**GIVEN INSTRUCTION:** Find every line in the records below that holds the word "React", and copy each one.

**ITEMS:**
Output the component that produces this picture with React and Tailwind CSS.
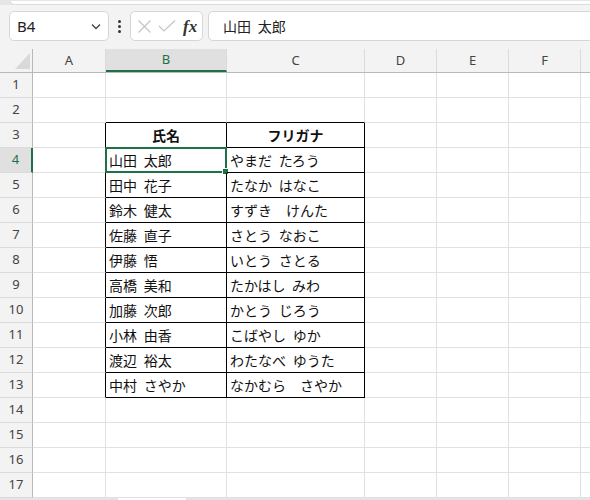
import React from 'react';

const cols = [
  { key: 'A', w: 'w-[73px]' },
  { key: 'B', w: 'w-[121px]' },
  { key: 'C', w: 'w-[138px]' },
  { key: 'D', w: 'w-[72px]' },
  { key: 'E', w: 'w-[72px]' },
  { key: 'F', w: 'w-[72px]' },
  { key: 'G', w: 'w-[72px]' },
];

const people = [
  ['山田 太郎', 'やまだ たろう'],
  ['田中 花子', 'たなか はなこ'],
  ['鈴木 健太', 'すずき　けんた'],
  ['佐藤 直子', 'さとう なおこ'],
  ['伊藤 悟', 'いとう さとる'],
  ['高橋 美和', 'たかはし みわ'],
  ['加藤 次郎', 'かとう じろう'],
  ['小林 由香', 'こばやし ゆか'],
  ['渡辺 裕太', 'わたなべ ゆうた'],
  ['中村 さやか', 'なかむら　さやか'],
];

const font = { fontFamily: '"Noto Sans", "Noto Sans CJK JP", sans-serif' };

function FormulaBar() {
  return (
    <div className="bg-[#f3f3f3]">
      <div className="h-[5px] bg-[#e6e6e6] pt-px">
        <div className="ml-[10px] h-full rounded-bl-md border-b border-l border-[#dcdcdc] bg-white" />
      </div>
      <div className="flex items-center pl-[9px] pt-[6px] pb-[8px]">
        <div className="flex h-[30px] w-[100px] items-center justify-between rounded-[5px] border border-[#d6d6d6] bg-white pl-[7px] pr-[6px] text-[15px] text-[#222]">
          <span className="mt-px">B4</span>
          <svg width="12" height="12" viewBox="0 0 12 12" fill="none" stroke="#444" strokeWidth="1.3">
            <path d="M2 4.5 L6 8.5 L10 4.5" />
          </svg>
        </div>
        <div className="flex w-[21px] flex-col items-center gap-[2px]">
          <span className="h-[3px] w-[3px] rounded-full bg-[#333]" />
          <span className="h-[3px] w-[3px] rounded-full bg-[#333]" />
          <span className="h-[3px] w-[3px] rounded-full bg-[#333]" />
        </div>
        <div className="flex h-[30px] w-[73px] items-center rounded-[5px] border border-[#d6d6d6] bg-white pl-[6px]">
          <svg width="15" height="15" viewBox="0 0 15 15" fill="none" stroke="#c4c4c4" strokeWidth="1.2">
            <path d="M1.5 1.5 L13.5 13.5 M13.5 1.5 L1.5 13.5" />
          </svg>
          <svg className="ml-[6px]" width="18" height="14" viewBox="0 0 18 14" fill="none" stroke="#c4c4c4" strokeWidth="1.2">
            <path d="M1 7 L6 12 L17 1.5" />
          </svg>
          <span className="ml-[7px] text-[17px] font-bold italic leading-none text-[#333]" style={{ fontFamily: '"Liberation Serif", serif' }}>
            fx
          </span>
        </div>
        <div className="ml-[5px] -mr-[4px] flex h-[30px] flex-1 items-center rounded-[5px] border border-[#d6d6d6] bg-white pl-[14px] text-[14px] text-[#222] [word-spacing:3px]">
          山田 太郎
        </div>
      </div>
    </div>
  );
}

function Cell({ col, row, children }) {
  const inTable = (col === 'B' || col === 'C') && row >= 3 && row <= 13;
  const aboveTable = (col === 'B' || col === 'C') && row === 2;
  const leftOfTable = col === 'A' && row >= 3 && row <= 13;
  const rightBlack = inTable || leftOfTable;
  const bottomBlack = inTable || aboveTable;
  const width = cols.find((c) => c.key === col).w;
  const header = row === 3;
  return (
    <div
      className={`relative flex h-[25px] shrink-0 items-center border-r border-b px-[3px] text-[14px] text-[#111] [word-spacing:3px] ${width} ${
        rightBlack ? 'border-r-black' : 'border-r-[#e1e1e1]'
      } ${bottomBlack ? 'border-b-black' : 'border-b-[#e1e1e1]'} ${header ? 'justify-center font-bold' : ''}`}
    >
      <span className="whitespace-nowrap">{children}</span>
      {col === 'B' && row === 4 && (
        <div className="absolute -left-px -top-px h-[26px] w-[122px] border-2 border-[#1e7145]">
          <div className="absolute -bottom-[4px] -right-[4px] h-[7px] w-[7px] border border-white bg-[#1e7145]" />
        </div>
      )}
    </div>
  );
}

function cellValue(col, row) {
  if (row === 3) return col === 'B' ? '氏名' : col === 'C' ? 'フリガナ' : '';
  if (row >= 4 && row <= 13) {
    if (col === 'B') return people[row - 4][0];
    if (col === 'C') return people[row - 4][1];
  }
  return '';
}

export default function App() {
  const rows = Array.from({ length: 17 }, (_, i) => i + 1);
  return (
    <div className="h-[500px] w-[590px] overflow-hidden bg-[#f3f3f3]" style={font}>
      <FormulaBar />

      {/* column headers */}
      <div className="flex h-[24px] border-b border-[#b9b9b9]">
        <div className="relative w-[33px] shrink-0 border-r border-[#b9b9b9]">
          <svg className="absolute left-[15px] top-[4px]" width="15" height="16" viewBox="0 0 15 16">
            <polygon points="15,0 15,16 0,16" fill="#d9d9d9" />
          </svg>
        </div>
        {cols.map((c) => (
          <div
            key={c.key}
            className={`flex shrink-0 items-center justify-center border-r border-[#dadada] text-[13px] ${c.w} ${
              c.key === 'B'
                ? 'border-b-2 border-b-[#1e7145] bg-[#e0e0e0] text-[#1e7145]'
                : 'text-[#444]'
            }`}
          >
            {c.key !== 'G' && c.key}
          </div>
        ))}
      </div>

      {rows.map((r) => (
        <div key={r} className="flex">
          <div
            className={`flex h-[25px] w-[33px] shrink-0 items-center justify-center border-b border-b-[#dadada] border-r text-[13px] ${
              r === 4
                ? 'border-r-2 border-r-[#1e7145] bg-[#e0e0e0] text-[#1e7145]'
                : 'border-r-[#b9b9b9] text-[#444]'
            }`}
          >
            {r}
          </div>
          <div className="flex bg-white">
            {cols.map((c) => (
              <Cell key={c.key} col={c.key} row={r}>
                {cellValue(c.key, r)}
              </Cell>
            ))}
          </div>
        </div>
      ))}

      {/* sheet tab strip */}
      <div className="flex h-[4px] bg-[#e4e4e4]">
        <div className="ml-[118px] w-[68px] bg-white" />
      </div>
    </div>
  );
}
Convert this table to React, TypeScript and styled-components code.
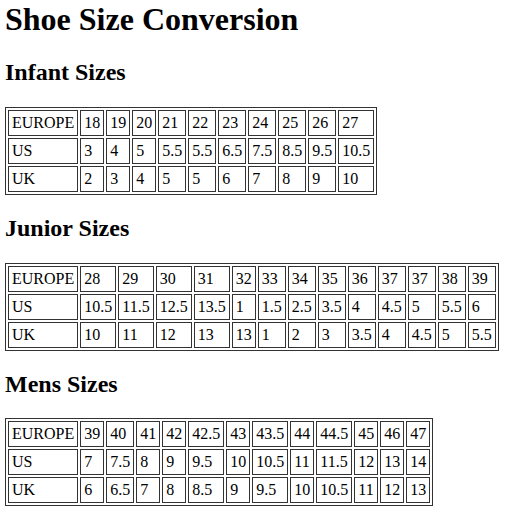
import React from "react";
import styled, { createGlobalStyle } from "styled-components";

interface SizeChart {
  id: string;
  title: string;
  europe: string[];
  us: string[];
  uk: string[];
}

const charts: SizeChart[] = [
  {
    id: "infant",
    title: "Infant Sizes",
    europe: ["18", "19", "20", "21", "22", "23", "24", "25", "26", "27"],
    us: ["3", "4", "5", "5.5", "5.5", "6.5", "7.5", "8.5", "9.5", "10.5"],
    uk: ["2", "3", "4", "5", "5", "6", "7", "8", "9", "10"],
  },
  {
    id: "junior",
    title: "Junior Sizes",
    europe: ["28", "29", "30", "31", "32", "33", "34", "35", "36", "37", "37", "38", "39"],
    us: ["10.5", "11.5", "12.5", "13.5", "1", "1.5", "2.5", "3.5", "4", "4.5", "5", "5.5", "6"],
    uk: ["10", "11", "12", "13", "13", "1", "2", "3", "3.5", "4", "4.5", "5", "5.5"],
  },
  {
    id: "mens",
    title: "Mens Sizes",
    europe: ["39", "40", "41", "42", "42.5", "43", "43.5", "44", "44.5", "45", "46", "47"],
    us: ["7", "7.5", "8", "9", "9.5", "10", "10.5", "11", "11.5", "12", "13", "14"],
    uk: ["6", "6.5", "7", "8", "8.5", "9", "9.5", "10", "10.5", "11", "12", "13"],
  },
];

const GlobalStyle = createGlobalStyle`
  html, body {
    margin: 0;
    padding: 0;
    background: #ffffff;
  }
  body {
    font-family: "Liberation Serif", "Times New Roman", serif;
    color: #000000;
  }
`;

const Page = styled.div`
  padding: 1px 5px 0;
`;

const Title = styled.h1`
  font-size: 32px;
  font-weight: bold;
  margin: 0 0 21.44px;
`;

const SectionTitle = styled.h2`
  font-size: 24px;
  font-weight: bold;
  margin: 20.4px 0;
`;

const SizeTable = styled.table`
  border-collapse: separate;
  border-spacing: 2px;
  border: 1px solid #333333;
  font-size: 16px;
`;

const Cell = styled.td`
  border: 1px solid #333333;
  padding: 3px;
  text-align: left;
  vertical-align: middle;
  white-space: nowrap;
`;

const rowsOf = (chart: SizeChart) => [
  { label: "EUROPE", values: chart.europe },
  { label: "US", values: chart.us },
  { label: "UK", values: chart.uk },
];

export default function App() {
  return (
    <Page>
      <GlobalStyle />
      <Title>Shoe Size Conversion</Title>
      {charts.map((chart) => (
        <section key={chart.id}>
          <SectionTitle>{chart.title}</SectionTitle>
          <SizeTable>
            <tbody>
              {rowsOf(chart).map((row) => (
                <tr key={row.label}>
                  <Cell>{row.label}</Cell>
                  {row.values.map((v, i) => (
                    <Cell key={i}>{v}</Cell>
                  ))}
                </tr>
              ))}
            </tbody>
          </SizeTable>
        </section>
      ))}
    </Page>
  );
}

**COMPLETE ANSWER:**
Output the component that produces this picture with React and Tailwind CSS.
import React from 'react';
Convert this table to React, TypeScript and styled-components code.
import React from "react";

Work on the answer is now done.